WHAT THIS TASK INVOLVES -> Copy the listing below in full and skip every picture.

ITEMS ->
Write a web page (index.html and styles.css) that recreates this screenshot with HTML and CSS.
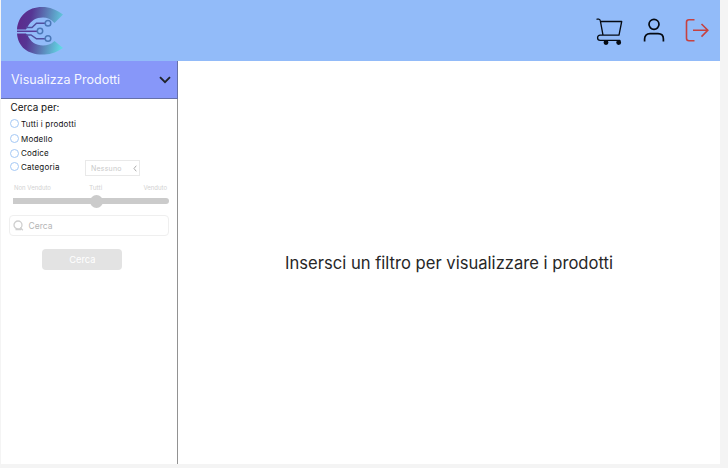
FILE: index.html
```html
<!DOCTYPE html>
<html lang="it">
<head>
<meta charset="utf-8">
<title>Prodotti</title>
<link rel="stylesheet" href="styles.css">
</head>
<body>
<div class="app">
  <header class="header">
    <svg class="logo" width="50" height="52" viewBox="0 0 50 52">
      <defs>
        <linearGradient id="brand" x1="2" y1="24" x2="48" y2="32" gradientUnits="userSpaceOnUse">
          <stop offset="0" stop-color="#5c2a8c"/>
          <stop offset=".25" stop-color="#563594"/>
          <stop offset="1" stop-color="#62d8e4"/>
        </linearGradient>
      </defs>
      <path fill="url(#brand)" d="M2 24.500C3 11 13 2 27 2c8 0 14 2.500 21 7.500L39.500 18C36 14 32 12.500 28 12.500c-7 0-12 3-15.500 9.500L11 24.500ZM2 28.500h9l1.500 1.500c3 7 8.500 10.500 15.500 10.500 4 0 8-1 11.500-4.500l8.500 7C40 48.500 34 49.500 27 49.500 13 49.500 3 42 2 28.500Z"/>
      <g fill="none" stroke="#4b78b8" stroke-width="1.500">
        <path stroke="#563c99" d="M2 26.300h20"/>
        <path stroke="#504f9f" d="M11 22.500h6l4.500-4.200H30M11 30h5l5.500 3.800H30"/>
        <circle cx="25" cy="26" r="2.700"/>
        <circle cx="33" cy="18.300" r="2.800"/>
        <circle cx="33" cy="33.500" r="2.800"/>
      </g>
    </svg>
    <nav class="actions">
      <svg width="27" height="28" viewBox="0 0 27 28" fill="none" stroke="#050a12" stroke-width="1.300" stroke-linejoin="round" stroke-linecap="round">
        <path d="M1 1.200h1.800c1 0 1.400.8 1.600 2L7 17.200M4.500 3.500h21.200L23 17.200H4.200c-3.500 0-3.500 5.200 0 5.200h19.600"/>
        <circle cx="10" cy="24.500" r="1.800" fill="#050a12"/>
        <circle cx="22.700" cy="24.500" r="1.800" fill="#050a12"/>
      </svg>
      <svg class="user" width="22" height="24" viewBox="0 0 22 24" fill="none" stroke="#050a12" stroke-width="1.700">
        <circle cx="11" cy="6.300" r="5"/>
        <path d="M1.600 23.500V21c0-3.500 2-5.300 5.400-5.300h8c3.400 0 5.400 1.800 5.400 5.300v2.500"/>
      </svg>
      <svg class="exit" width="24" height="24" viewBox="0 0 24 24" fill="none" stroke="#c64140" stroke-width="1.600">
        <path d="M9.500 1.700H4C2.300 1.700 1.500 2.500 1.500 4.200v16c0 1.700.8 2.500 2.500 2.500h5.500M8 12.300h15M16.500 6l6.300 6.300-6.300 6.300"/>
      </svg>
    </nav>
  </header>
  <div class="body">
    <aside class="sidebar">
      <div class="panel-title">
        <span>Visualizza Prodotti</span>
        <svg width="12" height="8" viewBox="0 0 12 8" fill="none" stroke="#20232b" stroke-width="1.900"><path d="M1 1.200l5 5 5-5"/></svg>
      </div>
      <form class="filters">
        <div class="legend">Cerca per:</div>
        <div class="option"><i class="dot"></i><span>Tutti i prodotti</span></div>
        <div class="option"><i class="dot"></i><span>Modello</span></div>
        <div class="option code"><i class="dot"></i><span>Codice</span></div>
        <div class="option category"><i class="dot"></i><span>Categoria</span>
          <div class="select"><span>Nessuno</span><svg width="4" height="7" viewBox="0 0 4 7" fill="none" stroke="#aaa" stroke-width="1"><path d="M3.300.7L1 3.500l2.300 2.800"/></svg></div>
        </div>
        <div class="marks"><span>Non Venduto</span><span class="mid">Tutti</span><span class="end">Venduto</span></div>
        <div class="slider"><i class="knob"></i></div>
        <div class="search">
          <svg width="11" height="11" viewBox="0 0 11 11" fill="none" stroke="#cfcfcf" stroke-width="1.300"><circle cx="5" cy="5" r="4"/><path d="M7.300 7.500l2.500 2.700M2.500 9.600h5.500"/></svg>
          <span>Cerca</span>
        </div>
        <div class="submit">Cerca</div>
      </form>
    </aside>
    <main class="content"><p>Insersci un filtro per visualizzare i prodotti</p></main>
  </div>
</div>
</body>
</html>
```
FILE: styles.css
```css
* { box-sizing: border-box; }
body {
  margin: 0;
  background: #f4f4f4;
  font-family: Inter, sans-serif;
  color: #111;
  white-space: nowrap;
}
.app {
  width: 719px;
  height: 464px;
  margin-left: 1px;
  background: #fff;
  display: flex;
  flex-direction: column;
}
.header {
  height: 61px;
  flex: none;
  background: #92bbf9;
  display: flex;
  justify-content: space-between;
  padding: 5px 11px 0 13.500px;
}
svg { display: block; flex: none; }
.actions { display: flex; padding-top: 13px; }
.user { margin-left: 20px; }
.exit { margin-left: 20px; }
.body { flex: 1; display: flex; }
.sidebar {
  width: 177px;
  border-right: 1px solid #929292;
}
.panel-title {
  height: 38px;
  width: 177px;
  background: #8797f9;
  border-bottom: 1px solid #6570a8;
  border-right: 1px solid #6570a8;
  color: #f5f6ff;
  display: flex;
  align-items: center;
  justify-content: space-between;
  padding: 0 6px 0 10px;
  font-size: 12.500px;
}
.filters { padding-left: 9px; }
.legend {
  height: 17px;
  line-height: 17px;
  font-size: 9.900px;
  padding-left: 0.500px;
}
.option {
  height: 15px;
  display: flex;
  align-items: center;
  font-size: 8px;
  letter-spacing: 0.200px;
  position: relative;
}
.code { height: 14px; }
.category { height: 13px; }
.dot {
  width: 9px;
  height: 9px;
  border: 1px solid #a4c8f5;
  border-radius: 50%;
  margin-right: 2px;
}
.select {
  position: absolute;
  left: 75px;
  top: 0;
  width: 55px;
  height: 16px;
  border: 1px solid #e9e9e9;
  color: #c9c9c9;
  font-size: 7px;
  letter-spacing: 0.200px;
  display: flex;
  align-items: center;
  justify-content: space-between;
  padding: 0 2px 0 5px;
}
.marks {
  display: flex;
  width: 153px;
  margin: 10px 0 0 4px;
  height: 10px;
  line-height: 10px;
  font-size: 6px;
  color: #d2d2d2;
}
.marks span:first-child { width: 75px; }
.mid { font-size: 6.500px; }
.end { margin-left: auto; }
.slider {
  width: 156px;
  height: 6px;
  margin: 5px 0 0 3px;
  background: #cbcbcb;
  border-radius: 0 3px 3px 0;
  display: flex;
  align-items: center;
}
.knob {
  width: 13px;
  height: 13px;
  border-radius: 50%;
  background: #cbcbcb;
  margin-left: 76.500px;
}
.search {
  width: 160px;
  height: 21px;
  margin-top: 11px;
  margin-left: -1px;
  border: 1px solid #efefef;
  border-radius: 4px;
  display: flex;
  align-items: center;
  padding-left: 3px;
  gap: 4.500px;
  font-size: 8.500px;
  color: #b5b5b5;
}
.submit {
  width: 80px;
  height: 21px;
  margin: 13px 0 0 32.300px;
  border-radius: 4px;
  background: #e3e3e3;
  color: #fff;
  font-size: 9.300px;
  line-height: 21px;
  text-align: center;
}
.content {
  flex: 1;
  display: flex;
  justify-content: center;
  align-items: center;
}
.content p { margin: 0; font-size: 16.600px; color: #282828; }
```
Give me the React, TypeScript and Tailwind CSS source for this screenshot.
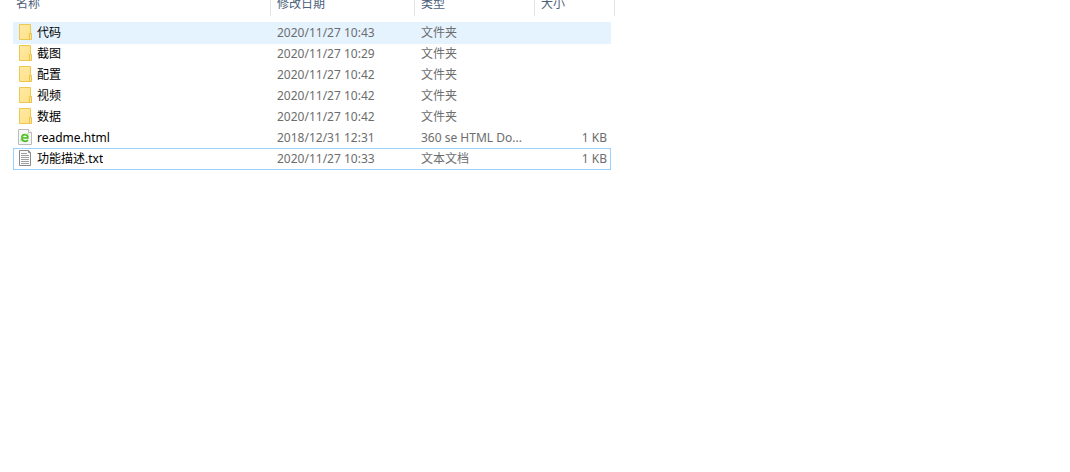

ANSWER TO THE PROBLEM ->
Write a web page (index.html and styles.css) that recreates this screenshot with HTML and CSS.
FILE: index.html
```html
<!DOCTYPE html>
<html lang="it">
<head>
<meta charset="utf-8">
<title>Prodotti</title>
<link rel="stylesheet" href="styles.css">
</head>
<body>
<div class="app">
  <header class="header">
    <svg class="logo" width="50" height="52" viewBox="0 0 50 52">
      <defs>
        <linearGradient id="brand" x1="2" y1="24" x2="48" y2="32" gradientUnits="userSpaceOnUse">
          <stop offset="0" stop-color="#5c2a8c"/>
          <stop offset=".25" stop-color="#563594"/>
          <stop offset="1" stop-color="#62d8e4"/>
        </linearGradient>
      </defs>
      <path fill="url(#brand)" d="M2 24.500C3 11 13 2 27 2c8 0 14 2.500 21 7.500L39.500 18C36 14 32 12.500 28 12.500c-7 0-12 3-15.500 9.500L11 24.500ZM2 28.500h9l1.500 1.500c3 7 8.500 10.500 15.500 10.500 4 0 8-1 11.500-4.500l8.500 7C40 48.500 34 49.500 27 49.500 13 49.500 3 42 2 28.500Z"/>
      <g fill="none" stroke="#4b78b8" stroke-width="1.500">
        <path stroke="#563c99" d="M2 26.300h20"/>
        <path stroke="#504f9f" d="M11 22.500h6l4.500-4.200H30M11 30h5l5.500 3.800H30"/>
        <circle cx="25" cy="26" r="2.700"/>
        <circle cx="33" cy="18.300" r="2.800"/>
        <circle cx="33" cy="33.500" r="2.800"/>
      </g>
    </svg>
    <nav class="actions">
      <svg width="27" height="28" viewBox="0 0 27 28" fill="none" stroke="#050a12" stroke-width="1.300" stroke-linejoin="round" stroke-linecap="round">
        <path d="M1 1.200h1.800c1 0 1.400.8 1.600 2L7 17.200M4.500 3.500h21.200L23 17.200H4.200c-3.500 0-3.500 5.200 0 5.200h19.600"/>
        <circle cx="10" cy="24.500" r="1.800" fill="#050a12"/>
        <circle cx="22.700" cy="24.500" r="1.800" fill="#050a12"/>
      </svg>
      <svg class="user" width="22" height="24" viewBox="0 0 22 24" fill="none" stroke="#050a12" stroke-width="1.700">
        <circle cx="11" cy="6.300" r="5"/>
        <path d="M1.600 23.500V21c0-3.500 2-5.300 5.400-5.300h8c3.400 0 5.400 1.800 5.400 5.300v2.500"/>
      </svg>
      <svg class="exit" width="24" height="24" viewBox="0 0 24 24" fill="none" stroke="#c64140" stroke-width="1.600">
        <path d="M9.500 1.700H4C2.300 1.700 1.500 2.500 1.500 4.200v16c0 1.700.8 2.500 2.500 2.500h5.500M8 12.300h15M16.500 6l6.300 6.300-6.300 6.300"/>
      </svg>
    </nav>
  </header>
  <div class="body">
    <aside class="sidebar">
      <div class="panel-title">
        <span>Visualizza Prodotti</span>
        <svg width="12" height="8" viewBox="0 0 12 8" fill="none" stroke="#20232b" stroke-width="1.900"><path d="M1 1.200l5 5 5-5"/></svg>
      </div>
      <form class="filters">
        <div class="legend">Cerca per:</div>
        <div class="option"><i class="dot"></i><span>Tutti i prodotti</span></div>
        <div class="option"><i class="dot"></i><span>Modello</span></div>
        <div class="option code"><i class="dot"></i><span>Codice</span></div>
        <div class="option category"><i class="dot"></i><span>Categoria</span>
          <div class="select"><span>Nessuno</span><svg width="4" height="7" viewBox="0 0 4 7" fill="none" stroke="#aaa" stroke-width="1"><path d="M3.300.7L1 3.500l2.300 2.800"/></svg></div>
        </div>
        <div class="marks"><span>Non Venduto</span><span class="mid">Tutti</span><span class="end">Venduto</span></div>
        <div class="slider"><i class="knob"></i></div>
        <div class="search">
          <svg width="11" height="11" viewBox="0 0 11 11" fill="none" stroke="#cfcfcf" stroke-width="1.300"><circle cx="5" cy="5" r="4"/><path d="M7.300 7.500l2.500 2.700M2.500 9.600h5.500"/></svg>
          <span>Cerca</span>
        </div>
        <div class="submit">Cerca</div>
      </form>
    </aside>
    <main class="content"><p>Insersci un filtro per visualizzare i prodotti</p></main>
  </div>
</div>
</body>
</html>
```
FILE: styles.css
```css
* { box-sizing: border-box; }
body {
  margin: 0;
  background: #f4f4f4;
  font-family: Inter, sans-serif;
  color: #111;
  white-space: nowrap;
}
.app {
  width: 719px;
  height: 464px;
  margin-left: 1px;
  background: #fff;
  display: flex;
  flex-direction: column;
}
.header {
  height: 61px;
  flex: none;
  background: #92bbf9;
  display: flex;
  justify-content: space-between;
  padding: 5px 11px 0 13.500px;
}
svg { display: block; flex: none; }
.actions { display: flex; padding-top: 13px; }
.user { margin-left: 20px; }
.exit { margin-left: 20px; }
.body { flex: 1; display: flex; }
.sidebar {
  width: 177px;
  border-right: 1px solid #929292;
}
.panel-title {
  height: 38px;
  width: 177px;
  background: #8797f9;
  border-bottom: 1px solid #6570a8;
  border-right: 1px solid #6570a8;
  color: #f5f6ff;
  display: flex;
  align-items: center;
  justify-content: space-between;
  padding: 0 6px 0 10px;
  font-size: 12.500px;
}
.filters { padding-left: 9px; }
.legend {
  height: 17px;
  line-height: 17px;
  font-size: 9.900px;
  padding-left: 0.500px;
}
.option {
  height: 15px;
  display: flex;
  align-items: center;
  font-size: 8px;
  letter-spacing: 0.200px;
  position: relative;
}
.code { height: 14px; }
.category { height: 13px; }
.dot {
  width: 9px;
  height: 9px;
  border: 1px solid #a4c8f5;
  border-radius: 50%;
  margin-right: 2px;
}
.select {
  position: absolute;
  left: 75px;
  top: 0;
  width: 55px;
  height: 16px;
  border: 1px solid #e9e9e9;
  color: #c9c9c9;
  font-size: 7px;
  letter-spacing: 0.200px;
  display: flex;
  align-items: center;
  justify-content: space-between;
  padding: 0 2px 0 5px;
}
.marks {
  display: flex;
  width: 153px;
  margin: 10px 0 0 4px;
  height: 10px;
  line-height: 10px;
  font-size: 6px;
  color: #d2d2d2;
}
.marks span:first-child { width: 75px; }
.mid { font-size: 6.500px; }
.end { margin-left: auto; }
.slider {
  width: 156px;
  height: 6px;
  margin: 5px 0 0 3px;
  background: #cbcbcb;
  border-radius: 0 3px 3px 0;
  display: flex;
  align-items: center;
}
.knob {
  width: 13px;
  height: 13px;
  border-radius: 50%;
  background: #cbcbcb;
  margin-left: 76.500px;
}
.search {
  width: 160px;
  height: 21px;
  margin-top: 11px;
  margin-left: -1px;
  border: 1px solid #efefef;
  border-radius: 4px;
  display: flex;
  align-items: center;
  padding-left: 3px;
  gap: 4.500px;
  font-size: 8.500px;
  color: #b5b5b5;
}
.submit {
  width: 80px;
  height: 21px;
  margin: 13px 0 0 32.300px;
  border-radius: 4px;
  background: #e3e3e3;
  color: #fff;
  font-size: 9.300px;
  line-height: 21px;
  text-align: center;
}
.content {
  flex: 1;
  display: flex;
  justify-content: center;
  align-items: center;
}
.content p { margin: 0; font-size: 16.600px; color: #282828; }
```
Give me the React, TypeScript and Tailwind CSS source for this screenshot.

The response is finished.